L’équipe a ensuite entrepris de tester la durée de ce rajeunissement cognitif et de vérifier si cet effet pouvait se généraliser à d’autres compétences cognitives. Ainsi, plusieurs semaines après le premier traitement à l’ISRIB, ils ont soumis les mêmes souris à un test de flexibilité mentale : il s’agissait cette fois de trouver la sortie d’un labyrinthe, qui variait chaque jour. Résultat : les souris âgées ayant reçu des doses d’ISRIB trois semaines auparavant ont à nouveau réalisé des performances équivalentes aux jeunes souris.
Pour comprendre le rôle de l’ISRIB dans l’amélioration des fonctions cérébrales, les chercheurs ont analysé l’activité et l’anatomie des cellules de l’hippocampe des souris — une région cérébrale liée à l’apprentissage et à la mémoire — un jour après leur avoir administré une dose du médicament. Il s’avère que les signes de vieillissement neuronal avaient disparu du jour au lendemain ! L’activité neuronale était devenue plus vive, plus sensible à la stimulation ; les neurones affichaient des connexions plus robustes et plus stables avec les neurones environnants, ce que l’on observe habituellement chez les sujets plus jeunes.
Parmi leurs autres découvertes, les scientifiques ont également constaté que l’ISRIB modifiait la fonction des cellules T du système immunitaire, qui elles aussi, se détériorent avec l’âge. Ceci suggère que le médicament pourrait potentiellement être envisagé comme traitement de certaines maladies chroniques, telles que la maladie d’Alzheimer ou le diabète, des pathologies associées à une inflammation accrue causée par un système immunitaire défaillant.
L’ISRIB peut donc avec des implications à grande échelle dans le traitement des maladies neurologiques. L’activation chronique des réponses cellulaires au stress joue en effet un rôle dans de nombreuses pathologies ; selon Walter et ses collègues, la démence frontotemporale, la maladie d’Alzheimer, la sclérose en plaques, la maladie de Parkinson, ou encore le syndrome de Down sont tout autant de maladies neurologiques qui pourraient potentiellement être traitées avec un inhibiteur d’ISR.

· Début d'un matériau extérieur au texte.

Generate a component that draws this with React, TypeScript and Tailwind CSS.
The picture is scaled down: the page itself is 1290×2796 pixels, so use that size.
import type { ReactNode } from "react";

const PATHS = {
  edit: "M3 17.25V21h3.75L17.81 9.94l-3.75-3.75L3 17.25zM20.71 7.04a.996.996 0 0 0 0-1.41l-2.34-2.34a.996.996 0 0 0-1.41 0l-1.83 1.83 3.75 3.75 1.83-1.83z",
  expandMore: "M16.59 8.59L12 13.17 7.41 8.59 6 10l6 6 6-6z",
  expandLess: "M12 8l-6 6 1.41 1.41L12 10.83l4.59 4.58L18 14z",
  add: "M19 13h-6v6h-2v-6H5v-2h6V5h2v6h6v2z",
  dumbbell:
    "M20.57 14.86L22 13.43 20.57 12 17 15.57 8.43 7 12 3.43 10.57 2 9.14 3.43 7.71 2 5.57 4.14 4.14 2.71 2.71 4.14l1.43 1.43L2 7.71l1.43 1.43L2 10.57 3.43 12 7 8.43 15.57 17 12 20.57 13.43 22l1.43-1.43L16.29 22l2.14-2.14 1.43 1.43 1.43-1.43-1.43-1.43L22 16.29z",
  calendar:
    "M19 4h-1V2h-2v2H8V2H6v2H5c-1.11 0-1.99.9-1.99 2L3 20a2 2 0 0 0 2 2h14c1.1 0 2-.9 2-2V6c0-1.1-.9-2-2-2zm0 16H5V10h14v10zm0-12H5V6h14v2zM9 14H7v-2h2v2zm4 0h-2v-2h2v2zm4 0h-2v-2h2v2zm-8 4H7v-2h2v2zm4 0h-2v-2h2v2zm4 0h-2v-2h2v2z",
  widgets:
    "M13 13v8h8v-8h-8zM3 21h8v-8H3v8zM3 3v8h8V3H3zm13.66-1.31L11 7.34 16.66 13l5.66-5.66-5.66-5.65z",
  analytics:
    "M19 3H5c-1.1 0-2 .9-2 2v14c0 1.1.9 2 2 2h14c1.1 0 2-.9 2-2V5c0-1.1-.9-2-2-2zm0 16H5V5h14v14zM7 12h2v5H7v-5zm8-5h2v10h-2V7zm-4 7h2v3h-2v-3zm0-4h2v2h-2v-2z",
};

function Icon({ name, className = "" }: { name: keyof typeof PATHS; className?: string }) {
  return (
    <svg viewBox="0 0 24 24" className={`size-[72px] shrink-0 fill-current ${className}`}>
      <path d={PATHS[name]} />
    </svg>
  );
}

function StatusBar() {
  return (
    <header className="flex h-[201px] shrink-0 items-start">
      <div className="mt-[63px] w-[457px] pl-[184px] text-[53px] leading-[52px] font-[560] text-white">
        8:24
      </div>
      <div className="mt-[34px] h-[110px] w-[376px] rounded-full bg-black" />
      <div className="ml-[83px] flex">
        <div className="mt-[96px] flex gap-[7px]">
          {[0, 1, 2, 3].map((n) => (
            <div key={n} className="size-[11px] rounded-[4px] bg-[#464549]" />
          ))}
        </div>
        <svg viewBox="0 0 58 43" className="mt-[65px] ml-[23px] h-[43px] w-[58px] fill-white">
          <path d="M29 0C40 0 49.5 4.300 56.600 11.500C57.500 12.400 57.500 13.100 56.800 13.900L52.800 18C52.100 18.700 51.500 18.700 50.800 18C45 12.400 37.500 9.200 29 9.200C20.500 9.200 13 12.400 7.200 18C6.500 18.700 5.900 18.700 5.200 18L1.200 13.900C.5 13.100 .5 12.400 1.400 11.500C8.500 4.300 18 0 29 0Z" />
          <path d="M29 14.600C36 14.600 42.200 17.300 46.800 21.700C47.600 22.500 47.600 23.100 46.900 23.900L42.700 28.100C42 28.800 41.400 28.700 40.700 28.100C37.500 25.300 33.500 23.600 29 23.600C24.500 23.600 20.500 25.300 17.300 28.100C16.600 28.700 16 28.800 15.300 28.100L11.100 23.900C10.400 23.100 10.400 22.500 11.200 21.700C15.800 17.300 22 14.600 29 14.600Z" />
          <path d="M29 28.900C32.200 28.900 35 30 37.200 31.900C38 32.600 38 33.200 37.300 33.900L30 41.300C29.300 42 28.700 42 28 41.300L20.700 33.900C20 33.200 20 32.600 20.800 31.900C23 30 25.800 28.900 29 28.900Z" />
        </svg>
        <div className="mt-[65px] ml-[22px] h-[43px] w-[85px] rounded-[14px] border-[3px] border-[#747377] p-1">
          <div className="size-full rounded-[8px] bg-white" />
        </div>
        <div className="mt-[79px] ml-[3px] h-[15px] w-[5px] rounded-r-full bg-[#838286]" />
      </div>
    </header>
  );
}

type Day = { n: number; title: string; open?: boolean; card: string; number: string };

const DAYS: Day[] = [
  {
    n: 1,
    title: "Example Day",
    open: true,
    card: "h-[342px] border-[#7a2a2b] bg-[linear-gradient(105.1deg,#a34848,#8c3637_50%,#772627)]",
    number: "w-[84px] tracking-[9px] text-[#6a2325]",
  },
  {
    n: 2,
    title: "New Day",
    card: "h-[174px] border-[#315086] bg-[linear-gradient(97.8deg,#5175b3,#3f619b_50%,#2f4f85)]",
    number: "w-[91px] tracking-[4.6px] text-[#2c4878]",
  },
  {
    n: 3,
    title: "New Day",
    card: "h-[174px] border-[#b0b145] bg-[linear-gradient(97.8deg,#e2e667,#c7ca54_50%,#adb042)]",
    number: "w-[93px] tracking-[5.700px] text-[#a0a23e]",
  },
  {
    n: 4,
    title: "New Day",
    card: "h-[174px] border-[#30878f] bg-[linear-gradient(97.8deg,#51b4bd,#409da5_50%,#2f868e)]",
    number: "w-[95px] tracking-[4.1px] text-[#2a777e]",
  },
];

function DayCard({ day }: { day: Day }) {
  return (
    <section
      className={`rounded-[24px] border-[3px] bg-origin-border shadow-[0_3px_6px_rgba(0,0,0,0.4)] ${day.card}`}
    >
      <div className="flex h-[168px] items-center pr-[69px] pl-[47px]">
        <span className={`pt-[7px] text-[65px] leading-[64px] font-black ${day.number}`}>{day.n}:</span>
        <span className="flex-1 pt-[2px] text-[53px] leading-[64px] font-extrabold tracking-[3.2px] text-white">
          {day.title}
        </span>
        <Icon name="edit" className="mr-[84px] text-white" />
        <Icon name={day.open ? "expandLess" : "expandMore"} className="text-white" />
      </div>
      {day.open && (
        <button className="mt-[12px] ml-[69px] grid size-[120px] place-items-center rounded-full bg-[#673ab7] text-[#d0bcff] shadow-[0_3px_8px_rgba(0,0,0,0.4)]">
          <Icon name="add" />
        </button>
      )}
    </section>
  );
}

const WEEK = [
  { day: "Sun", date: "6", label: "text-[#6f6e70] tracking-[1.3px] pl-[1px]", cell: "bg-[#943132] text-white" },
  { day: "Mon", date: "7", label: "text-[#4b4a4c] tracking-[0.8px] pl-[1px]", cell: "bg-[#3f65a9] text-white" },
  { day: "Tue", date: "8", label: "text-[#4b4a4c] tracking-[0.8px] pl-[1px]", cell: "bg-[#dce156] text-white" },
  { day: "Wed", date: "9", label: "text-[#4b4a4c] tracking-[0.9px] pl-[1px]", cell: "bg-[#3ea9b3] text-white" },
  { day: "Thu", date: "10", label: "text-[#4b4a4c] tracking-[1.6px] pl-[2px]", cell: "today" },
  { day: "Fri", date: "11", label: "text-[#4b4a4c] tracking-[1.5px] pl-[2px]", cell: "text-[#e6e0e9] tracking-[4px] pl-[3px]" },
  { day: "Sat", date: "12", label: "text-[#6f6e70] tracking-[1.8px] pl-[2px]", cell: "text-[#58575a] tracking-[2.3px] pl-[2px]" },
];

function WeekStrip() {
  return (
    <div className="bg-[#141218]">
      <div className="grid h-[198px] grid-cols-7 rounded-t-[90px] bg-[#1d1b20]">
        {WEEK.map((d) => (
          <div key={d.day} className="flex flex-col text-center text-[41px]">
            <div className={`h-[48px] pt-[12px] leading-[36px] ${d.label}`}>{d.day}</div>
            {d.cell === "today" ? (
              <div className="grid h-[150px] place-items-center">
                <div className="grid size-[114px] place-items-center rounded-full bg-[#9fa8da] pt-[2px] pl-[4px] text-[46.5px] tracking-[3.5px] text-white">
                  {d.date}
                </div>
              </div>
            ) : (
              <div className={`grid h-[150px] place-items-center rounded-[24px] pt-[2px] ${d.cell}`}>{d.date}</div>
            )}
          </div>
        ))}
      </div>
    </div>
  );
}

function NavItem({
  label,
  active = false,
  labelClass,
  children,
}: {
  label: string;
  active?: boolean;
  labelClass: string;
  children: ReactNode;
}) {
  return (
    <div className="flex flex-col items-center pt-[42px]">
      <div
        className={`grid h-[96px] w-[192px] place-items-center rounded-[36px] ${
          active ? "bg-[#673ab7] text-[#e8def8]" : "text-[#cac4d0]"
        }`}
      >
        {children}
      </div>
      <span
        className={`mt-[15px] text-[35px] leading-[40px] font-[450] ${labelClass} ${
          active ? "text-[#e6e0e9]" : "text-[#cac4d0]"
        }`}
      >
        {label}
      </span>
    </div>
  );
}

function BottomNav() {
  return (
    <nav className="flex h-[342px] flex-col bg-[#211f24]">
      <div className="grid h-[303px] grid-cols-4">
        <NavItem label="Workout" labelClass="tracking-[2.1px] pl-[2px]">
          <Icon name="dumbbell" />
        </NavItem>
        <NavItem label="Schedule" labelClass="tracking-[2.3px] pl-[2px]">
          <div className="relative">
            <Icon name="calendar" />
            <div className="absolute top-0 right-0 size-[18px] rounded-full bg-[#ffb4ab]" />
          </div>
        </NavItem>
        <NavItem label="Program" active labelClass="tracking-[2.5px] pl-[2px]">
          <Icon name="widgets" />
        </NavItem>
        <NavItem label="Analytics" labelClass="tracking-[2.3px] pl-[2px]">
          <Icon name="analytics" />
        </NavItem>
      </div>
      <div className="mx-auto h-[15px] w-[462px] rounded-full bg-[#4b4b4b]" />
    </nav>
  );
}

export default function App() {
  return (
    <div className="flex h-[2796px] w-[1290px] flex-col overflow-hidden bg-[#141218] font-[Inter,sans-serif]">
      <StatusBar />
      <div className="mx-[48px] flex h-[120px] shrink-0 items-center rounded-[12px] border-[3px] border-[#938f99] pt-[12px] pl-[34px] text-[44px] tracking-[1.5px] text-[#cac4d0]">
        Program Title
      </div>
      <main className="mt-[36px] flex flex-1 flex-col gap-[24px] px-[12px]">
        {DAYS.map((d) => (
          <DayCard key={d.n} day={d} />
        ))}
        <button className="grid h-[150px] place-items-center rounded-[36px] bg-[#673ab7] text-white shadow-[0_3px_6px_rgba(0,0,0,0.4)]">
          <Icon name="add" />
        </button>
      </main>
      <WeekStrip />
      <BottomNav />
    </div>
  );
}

Étant donné qu’il s’agit ici d’interférer avec un mécanisme critique de sécurité cellulaire, d’aucuns pourraient craindre des effets secondaires néfastes. Ceci dit, les chercheurs n’en ont observé aucun lors de toutes leurs études. Et selon Walter, de tels effets sont peu probables : pour commencer, seules quelques doses d’ISRIB suffisent à désactiver l’ISR chronique, suite à quoi le mécanisme se déroule normalement. Ensuite, l’ISRIB n’a quasiment aucun effet sur les cellules qui mobilisent l’ISR sous sa forme la plus puissante (lors d’une infection virale par exemple). « Cela semble presque trop beau pour être vrai, mais avec ISRIB, il semble que nous ayons trouvé le bon endroit pour manipuler l’ISR avec une fenêtre thérapeutique idéale », conclut l’expert avec enthousiasme.